──────── PROVIDED MATERIAL

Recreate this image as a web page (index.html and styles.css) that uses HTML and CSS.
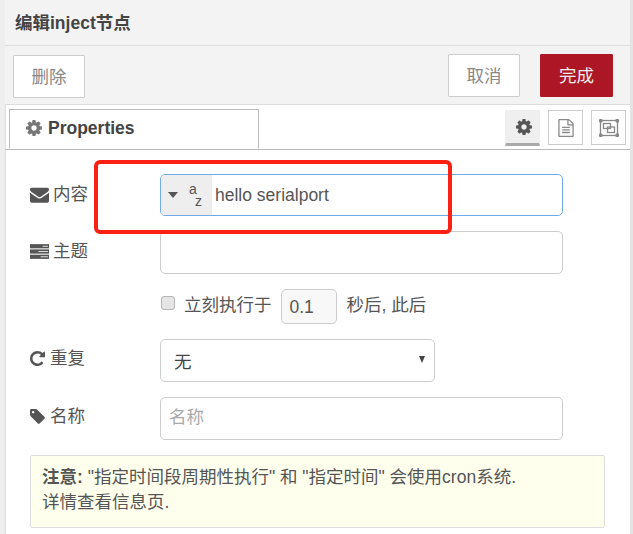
FILE: index.html
```html
<!DOCTYPE html>
<html lang="en">
<head>
    <meta charset="UTF-8">
    <meta name="viewport" content="width=device-width, initial-scale=1.0">
    <title>编辑inject节点</title>
    <link rel="stylesheet" href="styles.css">
</head>
<body>
    <div class="tray">
        <div class="tray-title">编辑inject节点</div>
        <div class="tray-toolbar">
            <button class="btn">删除</button>
            <div class="toolbar-right">
                <button class="btn">取消</button>
                <button class="btn btn-primary">完成</button>
            </div>
        </div>
        <div class="tabs">
            <div class="tab">
                <svg class="icon icon-gray" viewBox="0 0 1536 1536"><path d="M1024 768q0-106-75-181t-181-75-181 75-75 181 75 181 181 75 181-75 75-181zm512-109v222q0 12-8 23t-20 13l-185 28q-19 54-39 91 35 50 107 138 10 12 10 25t-9 23q-27 37-99 108t-94 71q-12 0-26-9l-138-108q-44 23-91 38-16 136-29 186-7 28-36 28h-222q-14 0-24.500-8.500t-11.500-21.500l-28-184q-49-16-90-37l-141 107q-10 9-25 9-14 0-25-11-126-114-165-168-7-10-7-23 0-12 8-23 15-21 51-66.500t54-70.500q-27-50-41-99l-183-27q-13-2-21-12.500t-8-23.500v-222q0-12 8-23t19-13l186-28q14-46 39-92-40-57-107-138-10-12-10-24 0-10 9-23 26-36 98.500-107.500t94.500-71.500q13 0 26 10l138 107q44-23 91-38 16-136 29-186 7-28 36-28h222q14 0 24.500 8.500t11.500 21.500l28 184q49 16 90 37l142-107q9-9 24-9 13 0 25 10 129 119 165 170 7 8 7 22 0 12-8 23-15 21-51 66.500t-54 70.500q26 50 41 98l183 28q13 2 21 12.500t8 23.500z"/></svg>
                Properties
            </div>
            <div class="tab-links">
                <a class="tab-link active">
                    <svg class="icon" viewBox="0 0 1536 1536"><path d="M1024 768q0-106-75-181t-181-75-181 75-75 181 75 181 181 75 181-75 75-181zm512-109v222q0 12-8 23t-20 13l-185 28q-19 54-39 91 35 50 107 138 10 12 10 25t-9 23q-27 37-99 108t-94 71q-12 0-26-9l-138-108q-44 23-91 38-16 136-29 186-7 28-36 28h-222q-14 0-24.500-8.500t-11.500-21.500l-28-184q-49-16-90-37l-141 107q-10 9-25 9-14 0-25-11-126-114-165-168-7-10-7-23 0-12 8-23 15-21 51-66.500t54-70.500q-27-50-41-99l-183-27q-13-2-21-12.500t-8-23.500v-222q0-12 8-23t19-13l186-28q14-46 39-92-40-57-107-138-10-12-10-24 0-10 9-23 26-36 98.500-107.500t94.500-71.500q13 0 26 10l138 107q44-23 91-38 16-136 29-186 7-28 36-28h222q14 0 24.500 8.500t11.500 21.500l28 184q49 16 90 37l142-107q9-9 24-9 13 0 25 10 129 119 165 170 7 8 7 22 0 12-8 23-15 21-51 66.500t-54 70.500q26 50 41 98l183 28q13 2 21 12.500t8 23.500z"/></svg>
                </a>
                <a class="tab-link">
                    <svg class="icon icon-file" viewBox="128 0 1536 1792"><path d="M1596 380q28 28 48 76t20 88v1152q0 40-28 68t-68 28h-1344q-40 0-68-28t-28-68v-1600q0-40 28-68t68-28h896q40 0 88 20t76 48zm-444-244v376h376q-10-29-22-41l-313-313q-12-12-41-22zm384 1528v-1024h-416q-40 0-68-28t-28-68v-416h-768v1536h1280zm-1024-864q0-14 9-23t23-9h704q14 0 23 9t9 23v64q0 14-9 23t-23 9h-704q-14 0-23-9t-9-23v-64zm736 224q14 0 23 9t9 23v64q0 14-9 23t-23 9h-704q-14 0-23-9t-9-23v-64q0-14 9-23t23-9h704zm0 256q14 0 23 9t9 23v64q0 14-9 23t-23 9h-704q-14 0-23-9t-9-23v-64q0-14 9-23t23-9h704z"/></svg>
                </a>
                <a class="tab-link">
                    <svg class="icon icon-group" viewBox="0 0 20 18">
                        <rect class="frame" x="1.500" y="1.500" width="17" height="15"/>
                        <rect class="frame" x="4.500" y="4.500" width="7" height="5"/>
                        <rect class="frame" x="8.500" y="8" width="7" height="5.500"/>
                        <rect x="0" y="0" width="3.500" height="3.500" rx="1"/>
                        <rect x="16.500" y="0" width="3.500" height="3.500" rx="1"/>
                        <rect x="0" y="14.500" width="3.500" height="3.500" rx="1"/>
                        <rect x="16.500" y="14.500" width="3.500" height="3.500" rx="1"/>
                    </svg>
                </a>
            </div>
        </div>
        <div class="form">
            <div class="row row-payload">
                <label class="row-label">
                    <svg class="icon" viewBox="0 0 1792 1792"><path d="M1792 710v794q0 66-47 113t-113 47h-1472q-66 0-113-47t-47-113v-794q44 49 101 87 362 246 497 345 57 42 92.500 65.500t94.500 48 110 24.500h2q51 0 110-24.500t94.500-48 92.500-65.500q170-123 498-345 57-39 100-87zm0-294q0 79-49 151t-122 123q-376 261-468 325-10 7-42.500 30.500t-54 38-52 32.500-57.500 27-50 9h-2q-23 0-50-9t-57.500-27-52-32.500-54-38-42.500-30.500q-91-64-262-182.500t-205-142.500q-62-42-117-115.500t-55-136.500q0-78 41.500-130t118.500-52h1472q65 0 112.500 47t47.500 113z"/></svg>
                    内容
                </label>
                <div class="typed-input">
                    <div class="type-select">
                        <span class="caret"></span>
                        <span class="az"><span>a</span><span class="az-z">z</span></span>
                    </div>
                    <span class="typed-value">hello serialport</span>
                </div>
            </div>
            <div class="row row-topic">
                <label class="row-label">
                    <svg class="icon" viewBox="0 0 18 14">
                        <path d="M0 0h18v4H0z"/><path d="M0 5h18v4H0z"/><path d="M0 10h18v4H0z"/>
                        <path class="stripe" d="M12 1.500h5v1h-5zM8 6.500h9v1H8zM10 11.500h7v1h-7z"/>
                    </svg>
                    主题
                </label>
                <div class="input"></div>
            </div>
            <div class="row row-once">
                <span class="checkbox"></span>
                <span class="once-label">立刻执行于</span>
                <div class="input input-number">0.1</div>
                <span class="once-after">秒后, 此后</span>
            </div>
            <div class="row row-repeat">
                <label class="row-label row-label-tight">
                    <svg class="icon" viewBox="128 128 1536 1536"><path d="M1664 256v448q0 26-19 45t-45 19h-448q-42 0-59-40-17-39 14-69l138-138q-148-137-349-137-104 0-198.500 40.500t-163.500 109.500-109.500 163.500-40.500 198.500 40.500 198.500 109.500 163.500 163.500 109.500 198.500 40.500q119 0 225-52t179-147q7-10 23-12 15 0 25 9l137 138q9 8 9.500 20.500t-7.500 22.500q-109 132-264 204.500t-327 72.500q-156 0-298-61t-245-164-164-245-61-298 61-298 164-245 245-164 298-61q147 0 284.500 55.500t244.500 156.500l130-129q29-31 70-14 39 17 39 59z"/></svg>
                    重复
                </label>
                <div class="input input-select">
                    <span class="select-value">无</span>
                    <span class="select-arrow"></span>
                </div>
            </div>
            <div class="row row-name">
                <label class="row-label row-label-tight">
                    <svg class="icon" viewBox="128 128 1536 1536"><path d="M576 448q0-53-37.500-90.500t-90.500-37.500-90.500 37.500-37.500 90.500 37.500 90.500 90.500 37.500 90.500-37.500 37.500-90.500zm1067 576q0 53-37 90l-491 492q-39 37-91 37-53 0-90-37l-715-716q-38-37-64.500-101t-26.500-117v-416q0-52 38-90t90-38h416q53 0 117 26.500t102 64.500l715 714q37 39 37 91z"/></svg>
                    名称
                </label>
                <div class="input input-placeholder">名称</div>
            </div>
            <div class="tip"><b>注意:</b> "指定时间段周期性执行" 和 "指定时间" 会使用cron系统.<br>详情查看信息页.</div>
        </div>
        <div class="annotation"></div>
    </div>
</body>
</html>
```

FILE: styles.css
```css
* {
    box-sizing: border-box;
}
html, body {
    height: 100%;
}
body {
    margin: 0;
    font-family: "Liberation Sans", "Noto Sans CJK SC", sans-serif;
    font-size: 17.5px;
    color: #555;
    background: #fff;
    overflow: hidden;
}
.tray {
    position: relative;
    width: 633px;
    height: 534px;
    border-left: 5px solid #eee;
    border-right: 3px solid #e4e4e4;
    box-shadow: inset 1px 0 0 #ddd;
    overflow: hidden;
}
.tray-title {
    height: 46px;
    padding: 15px 0 0 10px;
    font-weight: bold;
    font-size: 17.5px;
    line-height: 17px;
    color: #444;
    background: #f3f3f3;
    border-bottom: 1px solid #ddd;
}
.tray-toolbar {
    display: flex;
    justify-content: space-between;
    height: 59px;
    padding: 9px 17px 0 8px;
    background: #f3f3f3;
    border-bottom: 1px solid #ddd;
}
.toolbar-right {
    display: flex;
    gap: 20px;
    margin-top: -1px;
}
.btn {
    width: 72px;
    height: 43px;
    padding: 0 0 2px;
    font: inherit;
    color: #888;
    background: #fff;
    border: 1px solid #ccc;
    border-radius: 1px;
}
.btn-primary {
    width: 73px;
    color: #eee;
    background: #ad1625;
    border-color: #ad1625;
}
.tabs {
    display: flex;
    justify-content: space-between;
    height: 45px;
    padding: 4px 4px 0 4px;
    border-bottom: 1px solid #bbb;
}
.tab {
    display: flex;
    align-items: center;
    gap: 6px;
    width: 250px;
    height: 40px;
    padding: 0 0 2px 16px;
    font-weight: bold;
    color: #444;
    background: #fff;
    border: 1px solid #bbb;
    border-bottom-color: #fff;
}
.tab-links {
    display: flex;
    gap: 8px;
    padding-top: 1px;
}
.tab-link {
    display: flex;
    align-items: center;
    justify-content: center;
    width: 35px;
    height: 35px;
    border: 1px solid #ccc;
    background: #fff;
}
.tab-link.active {
    padding-left: 2px;
    background: #efefef;
    border-color: #efefef;
    border-bottom: 3px solid #aaa;
    height: 36px;
}
.icon {
    width: 16px;
    height: 16px;
    flex: none;
    fill: #555;
}
.icon-gray {
    fill: #777;
}
.icon-file {
    width: 16px;
    height: 18px;
    fill: #888;
}
.icon-group {
    width: 20px;
    height: 18px;
    fill: #888;
}
.icon-group .frame {
    fill: none;
    stroke: #888;
    stroke-width: 1.300;
}
.stripe {
    fill: #ddd;
}
.form {
    padding: 24px 0 0 25px;
}
.row {
    display: flex;
    align-items: flex-start;
}
.row-label {
    display: flex;
    align-items: center;
    gap: 4px;
    width: 130px;
    flex: none;
    padding-top: 10px;
    line-height: 20px;
}
.row-label .icon {
    width: 19px;
    height: 19px;
}
.row-label-tight {
    gap: 5px;
    padding-top: 9px;
}
.row-label-tight .icon {
    width: 15px;
    height: 15px;
}
.input {
    width: 403px;
    height: 43px;
    border: 1px solid #ccc;
    border-radius: 5px;
    background: #fff;
}
.typed-input {
    display: flex;
    width: 403px;
    height: 42px;
    border: 1px solid #72a9e8;
    border-radius: 5px;
    overflow: hidden;
}
.type-select {
    display: flex;
    align-items: center;
    width: 51px;
    padding-left: 7px;
    background: #eee;
}
.caret {
    width: 0;
    height: 0;
    border-left: 5.500px solid transparent;
    border-right: 5.500px solid transparent;
    border-top: 6px solid #555;
}
.az {
    display: flex;
    flex-direction: column;
    gap: 2px;
    margin-left: 11px;
    font-size: 14px;
    line-height: 10px;
}
.az-z {
    margin-left: 6px;
}
.typed-value {
    padding-left: 3px;
    line-height: 40px;
    white-space: nowrap;
}
.row-topic {
    margin-top: 15px;
}
.row-once {
    margin-top: 15px;
    padding-left: 131px;
    align-items: center;
    height: 35px;
}
.checkbox {
    width: 14px;
    height: 14px;
    margin-top: -7px;
    background: #e5e5e5;
    border: 1px solid #b5b5b5;
    border-radius: 3px;
    flex: none;
}
.once-label {
    margin-left: 9px;
    margin-top: -6px;
}
.input-number {
    width: 56px;
    height: 35px;
    margin-left: 9px;
    padding-left: 8px;
    line-height: 35px;
    background: #f8f8f8;
}
.once-after {
    margin-left: 10px;
    margin-top: -6px;
}
.row-repeat {
    margin-top: 15px;
}
.input-select {
    display: flex;
    align-items: center;
    justify-content: space-between;
    width: 275px;
    padding: 0 9px 0 13px;
}
.select-value {
    color: #444;
}
.select-arrow {
    width: 0;
    height: 0;
    margin-top: -3px;
    border-left: 3.500px solid transparent;
    border-right: 3.500px solid transparent;
    border-top: 7px solid #444;
}
.row-name {
    margin-top: 15px;
}
.input-placeholder {
    padding-left: 8px;
    line-height: 39px;
    color: #aaa;
}
.tip {
    width: 575px;
    height: 73px;
    margin-top: 15px;
    padding: 9px 11px;
    line-height: 25px;
    background: #ffe;
    border: 1px solid #ddd;
    border-radius: 2px;
}
.annotation {
    position: absolute;
    left: 89px;
    top: 160px;
    width: 358px;
    height: 74px;
    border: 4px solid #fb1f14;
    border-radius: 6px;
}
```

────────────────

STATED TASK | Copy out each line of the data where the string "styles" appears.

EXPECTED ANSWER |
Recreate this image as a web page (index.html and styles.css) that uses HTML and CSS.
    <link rel="stylesheet" href="styles.css">
FILE: styles.css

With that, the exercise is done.